Without worrying about the rational basis also we may believe in God or Gods. The element of uncertainty which the expression 'believe' may carry in such situations and contexts cannot obviously be imported to come to an authentic understanding the expression 'believes' in the former part of the definition of expressions 'proved' and 'disproved' in Sec.3 of the Evidence Act. The meaning which the expression `believes' may carry when the belief relates to mere opinions or hypothesis cannot obviously apply when it is used in relation to existence or otherwise of facts. 68. The grievance about such an interpretation leading to possible arbitrariness does not also impress us at all. One must remember that it is a court that is to take the decision. The court is to take the decision "after considering the matters before it." The court is to consider the question "in the peculiar facts and circumstances" of each case. It has to believe a fact to exist that is the court must accept the fact as true or feel sure of the truth of that fact. Every court conceptually is bound to give reasons for its acts and beliefs. The decisions of courts are amenable to appellate/revisional powers to ensure correction.
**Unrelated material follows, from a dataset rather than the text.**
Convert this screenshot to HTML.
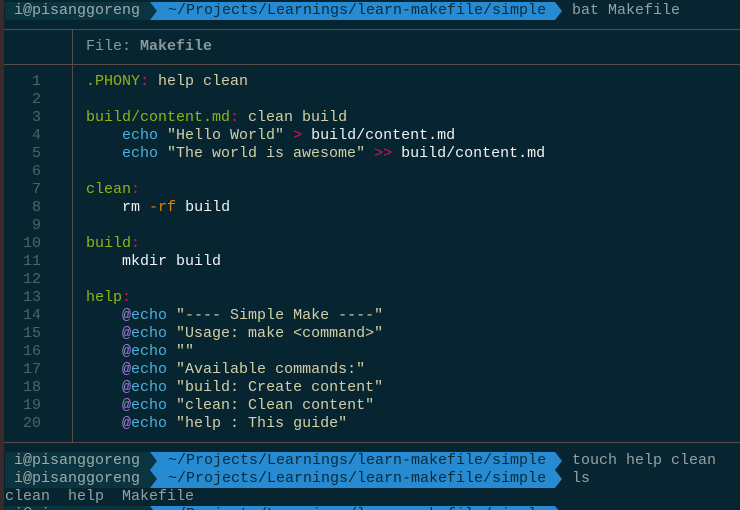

In these circumstances, we are unable to accept the argument that such a wide discretion conceded to the court by such employment of the expression 'believes' without guidelines would offend the core constitutional values of equality and right to life under Arts.14 and 21 of the Constitution. 69. Another contention which has to be considered is whether there is any distinction really between belief of a court in existence/non-existence of a fact and its satisfaction that a prudent person ought to proceed on the supposition that such fact exists/does not exist. We have already noted that the court with its training experience and trained intuitions can be induced to believe a fact only if a higher and slightly different satisfaction is entertained by it on the materials/matters placed before it; whereas a lay prudent person relying heavily on his lay commonsense may draw an appropriate inference of fact. To us, it appears that there is a distinction between the former and the latter satisfactions and the framers of the statute had alertly taken note of the distinction between the two, when they incorporated the definition of 'proved' and 'disproved' in the Evidence Act.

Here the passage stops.